According to the Associated Press, Senator Max Baucus stated in an interview that the pharmaceutical industry agreed to provide an additional $10 billion to cover the coverage gap in Medicare Part D known as the “donut hole” in exchange for eliminating the expansion of drug discounts at certain health facilities initially included in the Senate health care bill.
The Senate health care bill would have expanded drug discounts under a Medicaid program that serves over 14,000 covered facilities. The Medicaid 340B program provides outpatient discounts on brand name drugs to a variety of health facilities that serve low-income communities. The provision removed in the reconciliation bill would have expanded access to the discount program to cover inpatient drug purchases....
More here.

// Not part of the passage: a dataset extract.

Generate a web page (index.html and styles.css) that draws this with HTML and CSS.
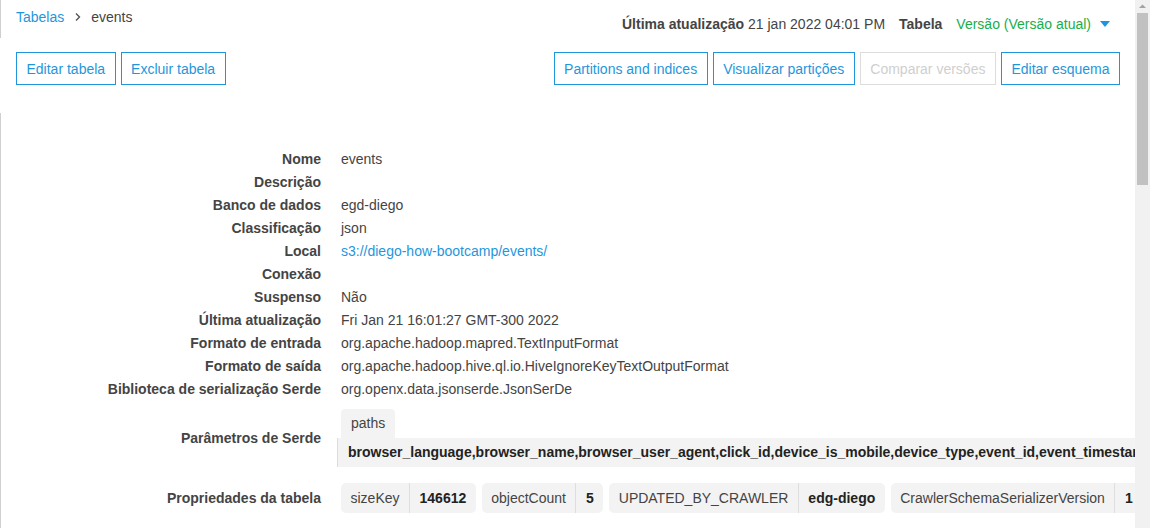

Big PhRma spent about $100 million in "grassroots" activity and advertising in favor of health care reform.
The AP notes the following:
"Pharma came out of this better than anyone else," said Ramsey Baghdadi, a Washington health policy analyst who projects a $30 billion, 10-year net gain for the industry. "I don't see how they could have done much better."
Costly brand-name biotech drugs won 12 years of protection against cheaper generic competitors, a boon for products that comprise 15 percent of pharmaceutical sales. The industry will have to provide 50 percent discounts beginning next year to Medicare beneficiaries in the "doughnut hole" gap in pharmaceutical coverage, but those price cuts plus gradually rising federal subsidies will mean more elderly people will purchase more drugs.
Lobbyists beat back proposals to allow importation of low-cost medicines and to have Medicare negotiate drug prices with companies. They also defeated efforts to require more industry rebates for the 9 million beneficiaries of both Medicare and Medicaid, and to bar brand-name drugmakers' payments to generic companies to delay the marketing of competitor products.